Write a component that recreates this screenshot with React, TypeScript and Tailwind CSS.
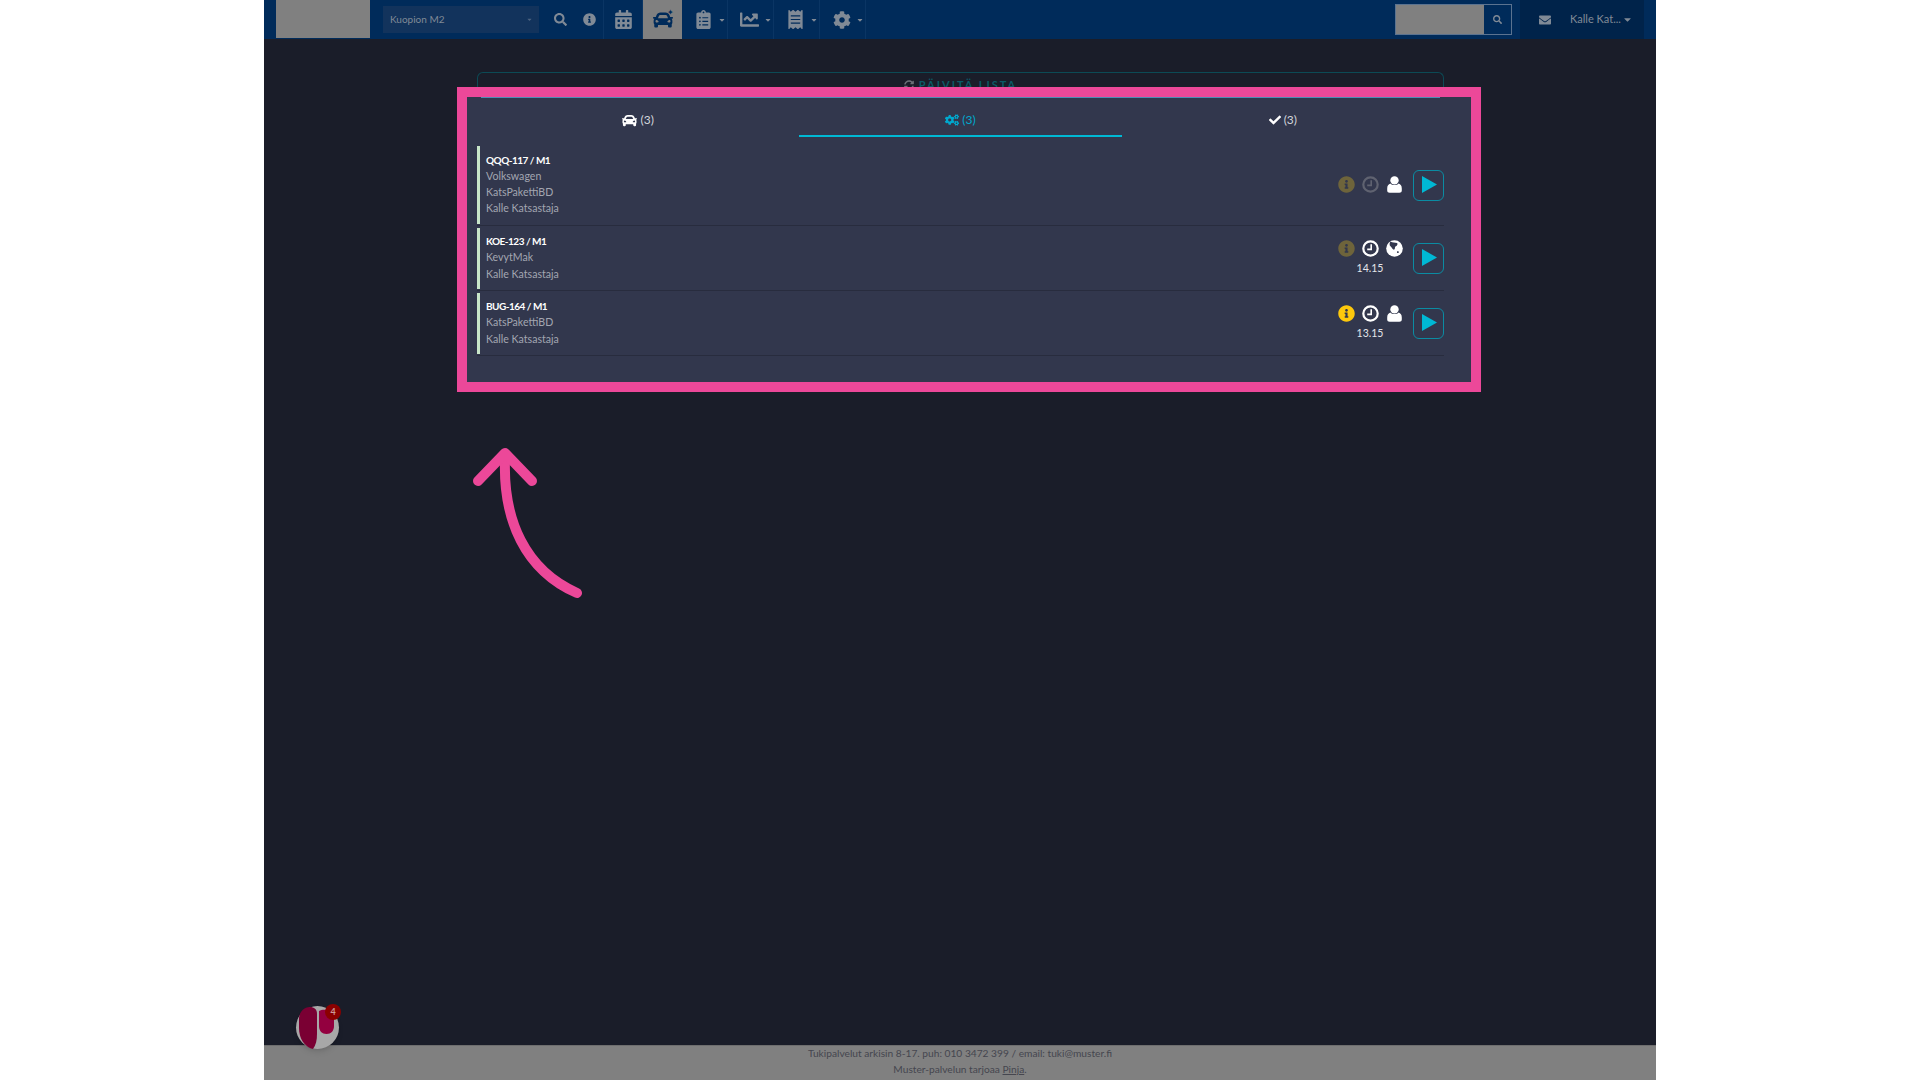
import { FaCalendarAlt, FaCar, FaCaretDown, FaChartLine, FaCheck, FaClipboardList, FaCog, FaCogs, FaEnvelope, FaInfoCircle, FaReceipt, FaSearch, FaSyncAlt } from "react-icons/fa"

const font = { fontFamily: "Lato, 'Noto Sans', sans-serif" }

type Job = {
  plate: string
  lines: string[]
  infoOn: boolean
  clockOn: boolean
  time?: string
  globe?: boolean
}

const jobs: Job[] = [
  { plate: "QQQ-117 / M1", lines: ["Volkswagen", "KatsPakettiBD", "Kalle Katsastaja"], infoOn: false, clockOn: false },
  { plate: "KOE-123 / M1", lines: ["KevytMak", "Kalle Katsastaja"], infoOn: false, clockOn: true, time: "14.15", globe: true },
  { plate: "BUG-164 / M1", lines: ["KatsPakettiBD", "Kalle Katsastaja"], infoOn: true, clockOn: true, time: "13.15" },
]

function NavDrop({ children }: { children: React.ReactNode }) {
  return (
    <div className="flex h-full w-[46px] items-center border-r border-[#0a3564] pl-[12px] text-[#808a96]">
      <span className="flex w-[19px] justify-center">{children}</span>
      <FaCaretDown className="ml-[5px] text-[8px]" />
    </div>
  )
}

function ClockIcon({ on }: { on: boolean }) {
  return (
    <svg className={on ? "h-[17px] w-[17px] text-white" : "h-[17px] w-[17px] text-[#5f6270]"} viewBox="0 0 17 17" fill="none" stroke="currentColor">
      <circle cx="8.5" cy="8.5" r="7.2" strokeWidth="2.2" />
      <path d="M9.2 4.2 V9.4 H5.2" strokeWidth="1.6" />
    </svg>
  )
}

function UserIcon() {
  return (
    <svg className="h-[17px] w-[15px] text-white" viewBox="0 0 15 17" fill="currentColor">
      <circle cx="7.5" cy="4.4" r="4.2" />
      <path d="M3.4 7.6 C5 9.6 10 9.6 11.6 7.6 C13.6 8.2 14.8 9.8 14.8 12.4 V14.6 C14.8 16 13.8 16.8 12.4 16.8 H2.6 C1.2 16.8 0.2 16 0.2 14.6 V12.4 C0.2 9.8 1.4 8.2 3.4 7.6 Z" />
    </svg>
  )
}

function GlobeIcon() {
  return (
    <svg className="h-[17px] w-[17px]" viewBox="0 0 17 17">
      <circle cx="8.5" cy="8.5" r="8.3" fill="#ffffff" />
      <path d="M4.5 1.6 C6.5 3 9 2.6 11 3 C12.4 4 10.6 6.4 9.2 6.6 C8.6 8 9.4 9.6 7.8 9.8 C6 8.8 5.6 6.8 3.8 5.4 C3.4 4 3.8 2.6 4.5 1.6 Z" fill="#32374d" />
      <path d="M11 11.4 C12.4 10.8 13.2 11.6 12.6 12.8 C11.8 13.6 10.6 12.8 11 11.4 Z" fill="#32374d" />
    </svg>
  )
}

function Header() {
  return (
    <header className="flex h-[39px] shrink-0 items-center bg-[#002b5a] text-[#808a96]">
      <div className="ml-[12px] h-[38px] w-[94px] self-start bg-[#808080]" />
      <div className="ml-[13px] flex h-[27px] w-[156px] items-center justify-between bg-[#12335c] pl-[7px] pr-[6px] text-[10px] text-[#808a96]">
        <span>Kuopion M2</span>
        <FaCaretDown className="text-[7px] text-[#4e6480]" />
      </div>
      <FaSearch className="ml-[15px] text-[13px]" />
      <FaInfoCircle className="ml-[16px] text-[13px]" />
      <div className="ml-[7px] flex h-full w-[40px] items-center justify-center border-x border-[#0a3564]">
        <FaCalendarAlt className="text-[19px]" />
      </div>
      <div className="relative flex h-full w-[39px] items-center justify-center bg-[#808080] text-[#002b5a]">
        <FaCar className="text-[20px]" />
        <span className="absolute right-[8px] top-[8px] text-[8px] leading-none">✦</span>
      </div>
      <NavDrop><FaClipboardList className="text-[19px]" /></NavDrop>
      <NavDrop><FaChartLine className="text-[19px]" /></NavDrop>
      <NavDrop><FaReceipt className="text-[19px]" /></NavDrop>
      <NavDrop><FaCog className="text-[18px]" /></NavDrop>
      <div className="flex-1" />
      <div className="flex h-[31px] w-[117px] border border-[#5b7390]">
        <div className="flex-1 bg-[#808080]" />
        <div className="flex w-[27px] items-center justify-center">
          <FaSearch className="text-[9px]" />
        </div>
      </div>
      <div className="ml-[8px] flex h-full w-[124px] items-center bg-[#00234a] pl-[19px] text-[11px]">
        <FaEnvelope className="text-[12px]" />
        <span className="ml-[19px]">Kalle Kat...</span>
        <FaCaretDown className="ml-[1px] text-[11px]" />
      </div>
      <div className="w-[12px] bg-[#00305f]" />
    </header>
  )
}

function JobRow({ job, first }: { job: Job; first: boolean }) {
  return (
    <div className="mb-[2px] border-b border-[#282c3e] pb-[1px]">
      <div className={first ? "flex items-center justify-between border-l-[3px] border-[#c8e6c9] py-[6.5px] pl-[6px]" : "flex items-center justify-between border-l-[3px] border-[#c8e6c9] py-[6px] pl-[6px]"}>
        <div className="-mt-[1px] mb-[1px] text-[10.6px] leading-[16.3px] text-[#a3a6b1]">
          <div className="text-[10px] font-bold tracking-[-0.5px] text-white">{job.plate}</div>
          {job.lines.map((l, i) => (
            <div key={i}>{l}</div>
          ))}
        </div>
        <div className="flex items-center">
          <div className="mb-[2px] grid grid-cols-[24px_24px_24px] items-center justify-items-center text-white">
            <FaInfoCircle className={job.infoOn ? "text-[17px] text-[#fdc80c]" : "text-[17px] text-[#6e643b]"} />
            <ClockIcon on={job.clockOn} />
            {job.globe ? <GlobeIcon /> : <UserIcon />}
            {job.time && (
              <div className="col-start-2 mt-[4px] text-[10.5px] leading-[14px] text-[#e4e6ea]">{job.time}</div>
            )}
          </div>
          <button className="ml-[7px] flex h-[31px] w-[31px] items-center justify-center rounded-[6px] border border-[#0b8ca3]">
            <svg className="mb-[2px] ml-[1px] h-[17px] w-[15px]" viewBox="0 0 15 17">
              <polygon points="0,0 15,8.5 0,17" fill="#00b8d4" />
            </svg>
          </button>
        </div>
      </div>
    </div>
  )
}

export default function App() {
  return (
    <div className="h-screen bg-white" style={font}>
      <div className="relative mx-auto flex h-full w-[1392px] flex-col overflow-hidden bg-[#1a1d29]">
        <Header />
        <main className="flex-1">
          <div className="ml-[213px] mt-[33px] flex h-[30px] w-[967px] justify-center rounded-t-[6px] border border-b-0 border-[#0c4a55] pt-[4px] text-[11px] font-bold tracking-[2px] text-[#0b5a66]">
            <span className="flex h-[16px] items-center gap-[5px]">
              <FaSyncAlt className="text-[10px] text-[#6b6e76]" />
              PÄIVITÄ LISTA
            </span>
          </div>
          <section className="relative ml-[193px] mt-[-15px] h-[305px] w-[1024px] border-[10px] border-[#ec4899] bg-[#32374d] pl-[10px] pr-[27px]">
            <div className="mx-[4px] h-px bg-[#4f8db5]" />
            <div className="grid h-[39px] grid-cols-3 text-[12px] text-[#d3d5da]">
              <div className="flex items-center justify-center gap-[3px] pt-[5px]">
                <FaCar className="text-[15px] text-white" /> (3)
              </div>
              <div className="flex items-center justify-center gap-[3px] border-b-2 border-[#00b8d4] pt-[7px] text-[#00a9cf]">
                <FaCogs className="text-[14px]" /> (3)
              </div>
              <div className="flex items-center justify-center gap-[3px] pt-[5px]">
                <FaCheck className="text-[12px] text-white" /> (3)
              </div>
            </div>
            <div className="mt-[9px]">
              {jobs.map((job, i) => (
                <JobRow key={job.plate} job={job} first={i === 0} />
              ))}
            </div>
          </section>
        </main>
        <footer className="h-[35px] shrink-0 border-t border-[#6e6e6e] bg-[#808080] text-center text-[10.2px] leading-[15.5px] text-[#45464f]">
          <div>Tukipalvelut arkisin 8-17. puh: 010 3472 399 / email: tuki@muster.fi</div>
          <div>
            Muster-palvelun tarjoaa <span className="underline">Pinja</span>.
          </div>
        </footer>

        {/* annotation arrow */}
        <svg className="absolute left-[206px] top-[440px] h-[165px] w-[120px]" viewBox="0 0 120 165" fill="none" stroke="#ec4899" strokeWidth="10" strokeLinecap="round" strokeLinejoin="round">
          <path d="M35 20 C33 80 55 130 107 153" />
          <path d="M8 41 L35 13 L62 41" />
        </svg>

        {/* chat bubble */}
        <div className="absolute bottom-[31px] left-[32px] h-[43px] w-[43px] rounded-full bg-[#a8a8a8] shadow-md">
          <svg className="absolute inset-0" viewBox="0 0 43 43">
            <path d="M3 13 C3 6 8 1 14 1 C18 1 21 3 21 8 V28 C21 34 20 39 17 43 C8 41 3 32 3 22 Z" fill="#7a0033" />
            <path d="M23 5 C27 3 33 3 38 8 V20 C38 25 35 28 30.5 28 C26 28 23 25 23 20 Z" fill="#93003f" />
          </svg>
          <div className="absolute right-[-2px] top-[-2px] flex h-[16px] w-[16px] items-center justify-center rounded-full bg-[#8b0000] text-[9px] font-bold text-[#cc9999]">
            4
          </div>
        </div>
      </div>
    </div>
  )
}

========

• **WRITTEN REQUEST**
Restate only the lines running from the start of the material above through the line containing "FaReceipt, FaSearch, FaSyncAlt", ends included. No pictures.

• **PROBLEM SOLUTION**
Write a component that recreates this screenshot with React, TypeScript and Tailwind CSS.
import { FaCalendarAlt, FaCar, FaCaretDown, FaChartLine, FaCheck, FaClipboardList, FaCog, FaCogs, FaEnvelope, FaInfoCircle, FaReceipt, FaSearch, FaSyncAlt } from "react-icons/fa"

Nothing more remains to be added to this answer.